━━━ Source material

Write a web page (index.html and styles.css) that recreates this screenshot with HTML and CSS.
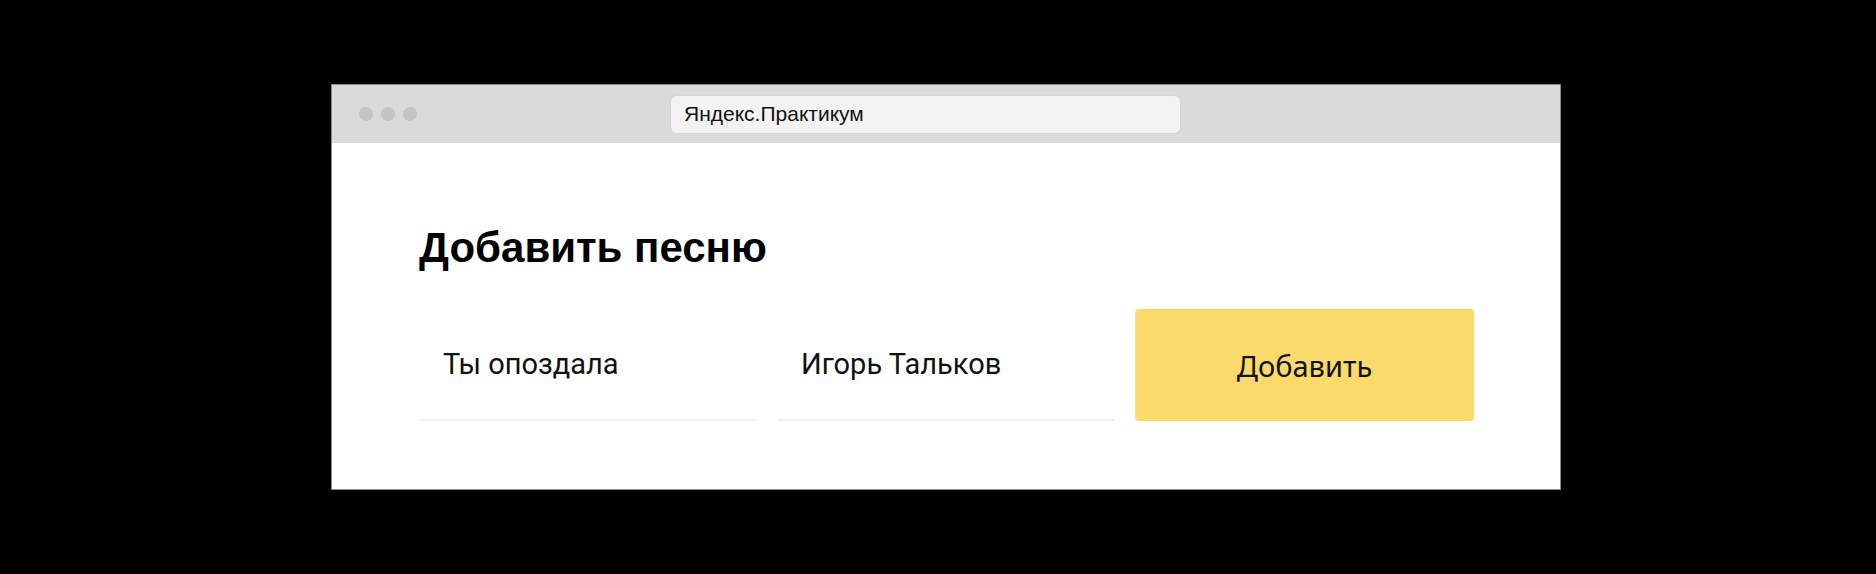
FILE: index.html
```html
<!DOCTYPE html>
<html lang="ru">
<head>
<meta charset="utf-8">
<title>Добавить песню</title>
<link rel="stylesheet" href="styles.css">
</head>
<body>
<div class="window">
  <div class="titlebar">
    <div class="dots">
      <span class="dot"></span>
      <span class="dot"></span>
      <span class="dot"></span>
    </div>
    <div class="address">Яндекс.Практикум</div>
  </div>
  <div class="content">
    <h1 class="title">Добавить песню</h1>
    <form class="form">
      <div class="field"><span class="field-text">Ты опоздала</span></div>
      <div class="field"><span class="field-text">Игорь Тальков</span></div>
      <button class="submit" type="button">Добавить</button>
    </form>
  </div>
</div>
</body>
</html>
```
FILE: styles.css
```css
html, body {
  margin: 0;
  background: #000;
}
body {
  padding: 84px 0 0 331px;
  height: 574px;
  box-sizing: border-box;
  overflow: hidden;
}
.window {
  width: 1230px;
  height: 406px;
  box-sizing: border-box;
  border: 1px solid #8a8a8a;
  background: #fff;
}
.titlebar {
  height: 58px;
  background: #dadada;
  display: flex;
  align-items: center;
  padding-left: 27px;
}
.dots {
  display: flex;
  gap: 8px;
}
.dot {
  width: 14px;
  height: 14px;
  border-radius: 50%;
  background: #c4c4c4;
}
.address {
  margin-left: 253px;
  width: 511px;
  height: 39px;
  box-sizing: border-box;
  border: 1px solid #d2d5d5;
  border-radius: 7px;
  background: #f3f3f3;
  display: flex;
  align-items: center;
  padding-left: 13px;
  font-family: "Liberation Sans", Arial, sans-serif;
  font-size: 21px;
  color: #111;
}
.content {
  padding: 80px 86px 0 87px;
}
.title {
  margin: 0;
  font-family: "Liberation Sans", Arial, sans-serif;
  font-weight: bold;
  font-size: 42px;
  line-height: 50px;
  color: #000;
}
.form {
  margin-top: 36px;
  display: grid;
  grid-template-columns: 338px 338px 339px;
  gap: 20px;
}
.field {
  height: 112px;
  box-sizing: border-box;
  border-bottom: 2px solid #f0f0f0;
  display: flex;
  align-items: center;
  padding-left: 24px;
}
.field-text {
  font-family: Roboto, "Noto Sans", sans-serif;
  font-size: 29px;
  color: #111;
}
.submit {
  height: 112px;
  border: none;
  border-radius: 4px;
  background: #f9da6a;
  font-family: "Noto Sans", "Open Sans", sans-serif;
  font-size: 29px;
  color: #111;
  padding: 0;
}
```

━━━━━━

What this task involves | Copy out the listing exactly as it stands, but not the pictures.

Result below |
Write a web page (index.html and styles.css) that recreates this screenshot with HTML and CSS.
FILE: index.html
```html
<!DOCTYPE html>
<html lang="ru">
<head>
<meta charset="utf-8">
<title>Добавить песню</title>
<link rel="stylesheet" href="styles.css">
</head>
<body>
<div class="window">
  <div class="titlebar">
    <div class="dots">
      <span class="dot"></span>
      <span class="dot"></span>
      <span class="dot"></span>
    </div>
    <div class="address">Яндекс.Практикум</div>
  </div>
  <div class="content">
    <h1 class="title">Добавить песню</h1>
    <form class="form">
      <div class="field"><span class="field-text">Ты опоздала</span></div>
      <div class="field"><span class="field-text">Игорь Тальков</span></div>
      <button class="submit" type="button">Добавить</button>
    </form>
  </div>
</div>
</body>
</html>
```
FILE: styles.css
```css
html, body {
  margin: 0;
  background: #000;
}
body {
  padding: 84px 0 0 331px;
  height: 574px;
  box-sizing: border-box;
  overflow: hidden;
}
.window {
  width: 1230px;
  height: 406px;
  box-sizing: border-box;
  border: 1px solid #8a8a8a;
  background: #fff;
}
.titlebar {
  height: 58px;
  background: #dadada;
  display: flex;
  align-items: center;
  padding-left: 27px;
}
.dots {
  display: flex;
  gap: 8px;
}
.dot {
  width: 14px;
  height: 14px;
  border-radius: 50%;
  background: #c4c4c4;
}
.address {
  margin-left: 253px;
  width: 511px;
  height: 39px;
  box-sizing: border-box;
  border: 1px solid #d2d5d5;
  border-radius: 7px;
  background: #f3f3f3;
  display: flex;
  align-items: center;
  padding-left: 13px;
  font-family: "Liberation Sans", Arial, sans-serif;
  font-size: 21px;
  color: #111;
}
.content {
  padding: 80px 86px 0 87px;
}
.title {
  margin: 0;
  font-family: "Liberation Sans", Arial, sans-serif;
  font-weight: bold;
  font-size: 42px;
  line-height: 50px;
  color: #000;
}
.form {
  margin-top: 36px;
  display: grid;
  grid-template-columns: 338px 338px 339px;
  gap: 20px;
}
.field {
  height: 112px;
  box-sizing: border-box;
  border-bottom: 2px solid #f0f0f0;
  display: flex;
  align-items: center;
  padding-left: 24px;
}
.field-text {
  font-family: Roboto, "Noto Sans", sans-serif;
  font-size: 29px;
  color: #111;
}
.submit {
  height: 112px;
  border: none;
  border-radius: 4px;
  background: #f9da6a;
  font-family: "Noto Sans", "Open Sans", sans-serif;
  font-size: 29px;
  color: #111;
  padding: 0;
}
```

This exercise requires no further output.